THE DARKER SIDE OF IKEA
We stopped shopping at Ikea when we looked around our apartment and realized that a large piece of furniture just shouldn't be an impulse buy. We also questioned the Swedish design giant's 2003 decision to demolish part of Marcel Breuer's 1969 Pirelli building in New Haven to make way for an Ikea parking lot (apparently, its commitment to design only runs so deep). But now there's something else to consider when one heads to the big box retailer: personal safety. As widely reported in the UK, pandemonium broke out last month when 6,000 overexcited homemakers, lured by such promotions as $90 leather sofas and $60 beds, overran the midnight opening of a new Ikea in north London. According to reports, punches were thrown, pregnant women fainted, and wooden mallets were swung about as crowds overwhelmed security guards and played tug of war with sofas. Nine ambulances were called, around six people were injured and many others suffered heat exhaustion. (Heat exhaustion? In London? In February?) This follows a more serious incident last September when, under similar circumstances, three people were killed and 16 injured at the frenzied opening of an Ikea in Jeddah, Saudi Arabia. Anyone who finds the most shocking part to be the fact that Ikea is in Saudi Arabia should note that it has stores in about 35 countries and counting.
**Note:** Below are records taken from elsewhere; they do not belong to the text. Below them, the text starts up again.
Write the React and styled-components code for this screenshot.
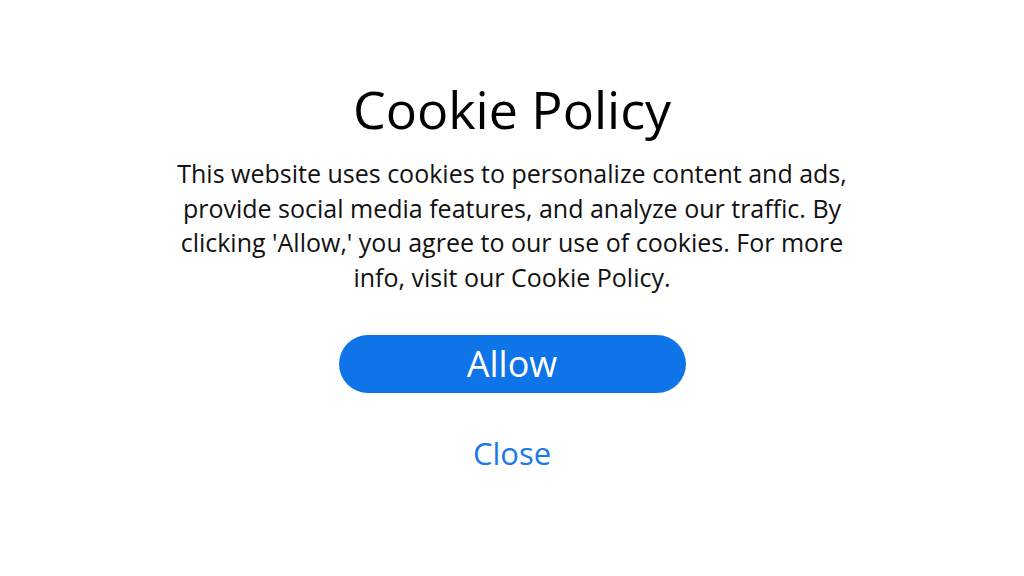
import React from 'react';
import styled, { createGlobalStyle } from 'styled-components';

const GlobalStyle = createGlobalStyle`
  html, body {
    margin: 0;
    padding: 0;
    background: #ffffff;
    font-family: "Open Sans", "Liberation Sans", sans-serif;
  }
`;

const Page = styled.div`
  width: 1024px;
  height: 576px;
  display: flex;
  flex-direction: column;
  align-items: center;
  padding-top: 77px;
  box-sizing: border-box;
`;

const Title = styled.h1`
  margin: 0;
  font-size: 52px;
  font-weight: 400;
  line-height: 64px;
  color: #000000;
`;

const Body = styled.p`
  margin: 15px 0 0;
  width: 690px;
  font-size: 25px;
  line-height: 34.5px;
  text-align: center;
  color: #111111;
`;

const AllowButton = styled.button`
  margin-top: 41px;
  width: 347px;
  height: 58px;
  border: none;
  border-radius: 29px;
  background: #0e74e8;
  color: #ffffff;
  font-family: inherit;
  font-size: 36px;
  font-weight: 400;
  line-height: 58px;
  padding: 0;
  cursor: pointer;
`;

const CloseLink = styled.button`
  margin-top: 40px;
  border: none;
  background: none;
  padding: 0;
  color: #1a7ae6;
  font-family: inherit;
  font-size: 31px;
  line-height: 40px;
  cursor: pointer;
`;

export default function App() {
  return (
    <>
      <GlobalStyle />
      <Page>
        <Title>Cookie Policy</Title>
        <Body>
          This website uses cookies to personalize content and ads, provide social media
          features, and analyze our traffic. By clicking 'Allow,' you agree to our use of
          cookies. For more info, visit our Cookie Policy.
        </Body>
        <AllowButton>Allow</AllowButton>
        <CloseLink>Close</CloseLink>
      </Page>
    </>
  );
}
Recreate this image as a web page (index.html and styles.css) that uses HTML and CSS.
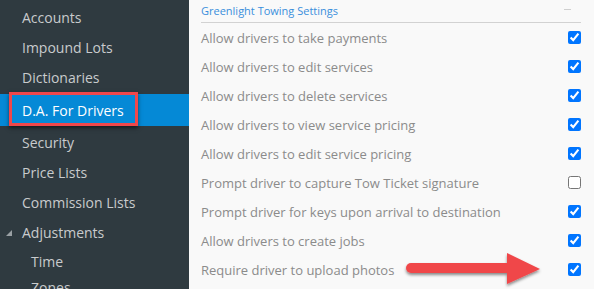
FILE: index.html
```html
<!DOCTYPE html>
<html lang="en">
<head>
  <meta charset="UTF-8" />
  <title>Greenlight Towing Settings</title>
  <link rel="stylesheet" href="styles.css">
</head>
<body>

  <div class="sidebar">
    <ul class="nav">
      <li class="nav-item">Accounts</li>
      <li class="nav-item">Impound Lots</li>
      <li class="nav-item">Dictionaries</li>
      <li class="nav-item active">
        D.A. For Drivers
        <span class="callout"></span>
      </li>
      <li class="nav-item">Security</li>
      <li class="nav-item">Price Lists</li>
      <li class="nav-item">Commission Lists</li>
      <li class="nav-item group">
        <svg class="caret" width="6" height="6" viewBox="0 0 6 6"><polygon points="6,0 6,6 0,6" /></svg>
        Adjustments
      </li>
      <li class="nav-item sub">Time</li>
      <li class="nav-item sub">Zones</li>
    </ul>
  </div>

  <div class="main">
    <div class="section-head">
      <span class="section-title">Greenlight Towing Settings</span>
      <span class="collapse"></span>
    </div>

    <div class="setting">
      <span>Allow drivers to take payments</span>
      <input type="checkbox" checked />
    </div>
    <div class="setting">
      <span>Allow drivers to edit services</span>
      <input type="checkbox" checked />
    </div>
    <div class="setting">
      <span>Allow drivers to delete services</span>
      <input type="checkbox" checked />
    </div>
    <div class="setting">
      <span>Allow drivers to view service pricing</span>
      <input type="checkbox" checked />
    </div>
    <div class="setting">
      <span>Allow drivers to edit service pricing</span>
      <input type="checkbox" checked />
    </div>
    <div class="setting">
      <span>Prompt driver to capture Tow Ticket signature</span>
      <input type="checkbox" />
    </div>
    <div class="setting">
      <span>Prompt driver for keys upon arrival to destination</span>
      <input type="checkbox" checked />
    </div>
    <div class="setting">
      <span>Allow drivers to create jobs</span>
      <input type="checkbox" checked />
    </div>
    <div class="setting">
      <span>Require driver to upload photos</span>
      <!-- annotation arrow -->
      <svg class="arrow" width="150" height="40" viewBox="0 0 150 40">
        <defs>
          <filter id="shadow" x="-10%" y="-30%" width="120%" height="170%">
            <feDropShadow dx="0" dy="2" stdDeviation="1.5" flood-color="#000" flood-opacity="0.45" />
          </filter>
        </defs>
        <g filter="url(#shadow)" fill="#f0474a">
          <path d="M8 10 H106 V20 H8 A5 5 0 0 1 8 10 Z" />
          <polygon points="104,0 137,16 104,31" />
        </g>
      </svg>
      <input type="checkbox" checked />
    </div>
  </div>

</body>
</html>
```

FILE: styles.css
```css
:root {
  --sidebar-bg: #2f3a40;
  --sidebar-text: #c9cbcd;
  --active-bg: #0589d6;
  --callout-red: #f0474a;
  --main-bg: #f9f9f9;
  --row-text: #8b8b8b;
  --title-blue: #3a8fdc;
  --rule: #d2d2d2;
}

* {
  box-sizing: border-box;
  margin: 0;
  padding: 0;
}

body {
  font-family: 'Open Sans', 'Noto Sans', sans-serif;
  background-color: var(--main-bg);
  display: flex;
  height: 289px;
  overflow: hidden;
}

.sidebar {
  width: 189px;
  flex-shrink: 0;
  background-color: var(--sidebar-bg);
  overflow: hidden;
}

.nav {
  list-style: none;
  padding-top: 2px;
}

.nav-item {
  position: relative;
  height: 30px;
  display: flex;
  align-items: center;
  padding-left: 22px;
  font-size: 14px;
  color: var(--sidebar-text);
  white-space: nowrap;
}

.nav-item.active {
  height: 32px;
  margin-top: 2px;
  background-color: var(--active-bg);
  color: #fff;
}

.nav-item.active + .nav-item {
  margin-top: 1px;
}

.nav-item.group {
  height: 31px;
}

.nav-item.sub {
  height: 26px;
  padding-left: 31px;
}

.caret {
  position: absolute;
  left: 6px;
  top: 13px;
  fill: #9aa0a4;
}

/* red annotation box over the active menu item */
.callout {
  position: absolute;
  left: 9px;
  top: -2px;
  width: 129px;
  height: 34px;
  border: 3px solid var(--callout-red);
  box-shadow: 0 2px 4px rgba(0, 0, 0, 0.55);
}

.main {
  flex: 1;
  padding: 0 13px 0 12px;
}

.section-head {
  position: relative;
  height: 23px;
  display: flex;
  align-items: center;
  border-bottom: 1px solid var(--rule);
  padding-bottom: 2px;
}

.section-title {
  font-size: 11px;
  color: var(--title-blue);
}

.collapse {
  position: absolute;
  right: 10px;
  top: 9px;
  width: 7px;
  height: 1px;
  background-color: #cfcfcf;
}

.setting {
  position: relative;
  height: 29px;
  display: flex;
  align-items: center;
  justify-content: space-between;
  font-size: 13px;
  color: var(--row-text);
  white-space: nowrap;
}

.setting input {
  width: 13px;
  height: 13px;
  margin: 0;
  accent-color: #0075ff;
}

.arrow {
  position: absolute;
  left: 202px;
  top: -2px;
}
```
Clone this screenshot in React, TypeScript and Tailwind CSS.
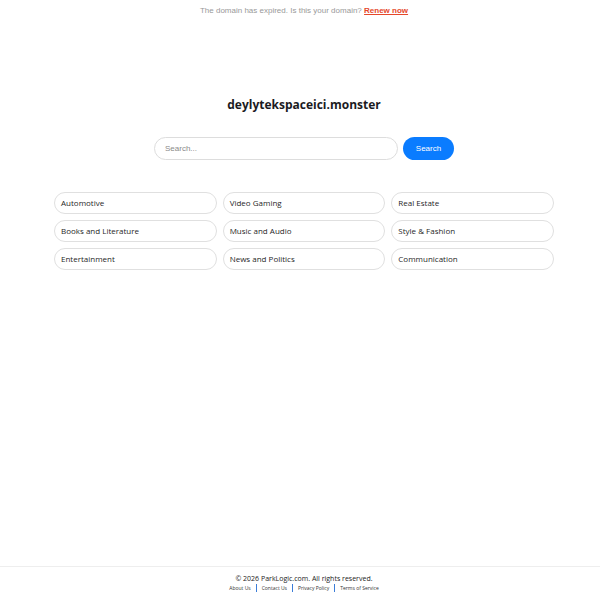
import React from 'react';

const categories = [
  'Automotive',
  'Video Gaming',
  'Real Estate',
  'Books and Literature',
  'Music and Audio',
  'Style & Fashion',
  'Entertainment',
  'News and Politics',
  'Communication',
];

const links = ['About Us', 'Contact Us', 'Privacy Policy', 'Terms of Service'];

export default function App() {
  return (
    <div className="min-h-screen flex flex-col bg-white" style={{ fontFamily: '"Open Sans", sans-serif' }}>
      {/* Expired notice */}
      <div className="pt-[5px] pl-[8px] text-center text-[8px] leading-[12px] text-[#999999] font-['Liberation_Sans',Arial,sans-serif]">
        The domain has expired. Is this your domain?{' '}
        <a href="#" className="font-bold text-[#e5482b] underline">Renew now</a>
      </div>

      {/* Main */}
      <div className="flex-1 flex flex-col items-center pl-[8px]">
        <h1 className="mt-[79px] text-[12px] leading-[18px] font-bold text-[#1b1b1f]">deylytekspaceici.monster</h1>

        <div className="mt-[23px] flex items-center gap-[5px]">
          <input
            type="text"
            placeholder="Search..."
            className="w-[244px] h-[23px] rounded-full border border-[#dddddd] px-[10px] text-[8px] font-['Liberation_Sans',Arial,sans-serif] placeholder:text-[#8a8a8a] outline-none"
          />
          <button className="w-[51px] h-[23px] rounded-full bg-[#0a7cff] text-white text-[8px] font-['Liberation_Sans',Arial,sans-serif]">
            Search
          </button>
        </div>

        <div className="mt-[32px] w-[500px] grid grid-cols-3 gap-[6px]">
          {categories.map((c) => (
            <a
              key={c}
              href="#"
              className="h-[22px] flex items-center rounded-full border border-[#e0e0e0] px-[6px] text-[8px] text-[#1f1f1f]"
            >
              {c}
            </a>
          ))}
        </div>
      </div>

      {/* Footer */}
      <div className="border-t border-[#eeeeee] pt-[7px] pb-[8px] pl-[8px] text-center">
        <p className="text-[7px] leading-[10px] text-[#222222]">© 2026 ParkLogic.com. All rights reserved.</p>
        <div className="flex justify-center items-center text-[5px] leading-[8px] text-[#333333]">
          {links.map((l, i) => (
            <React.Fragment key={l}>
              {i > 0 && <span className="mx-[5px] w-px h-[8px] bg-[#3b7dd8]" />}
              <a href="#">{l}</a>
            </React.Fragment>
          ))}
        </div>
      </div>
    </div>
  );
}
As it happens, we were chatting in Stockholm with the company's design chief, Lars Engman, just a day or two before the London stampede and found it amusing when he started complaining that design was looking the same in all parts of the world. When questioned about Ikea's possible role in this globalization, the otherwise jovial Swede responded, No one is forced to shop at Ikea..
CRANBROOK'S NEW HEAD
EavesDrop has learned that Bill Massie, currently an architecture professor at Rensselaer Polytechnic Institute, has been tapped as the new head of architecture at the storied Cranbrook Academy of Art in Bloomfield Hills, Michigan. Bill will bring a new trajectory to the department through his very innovative work which combines new technologies with a strong aesthetic sensibility,, the school's director, Gerhardt Knodel, told us. Massie, who starts his new post this summer, will take over from Peter Lynch, who announced his plans to leave in November, just before heading off for an American Academy in Rome fellowship.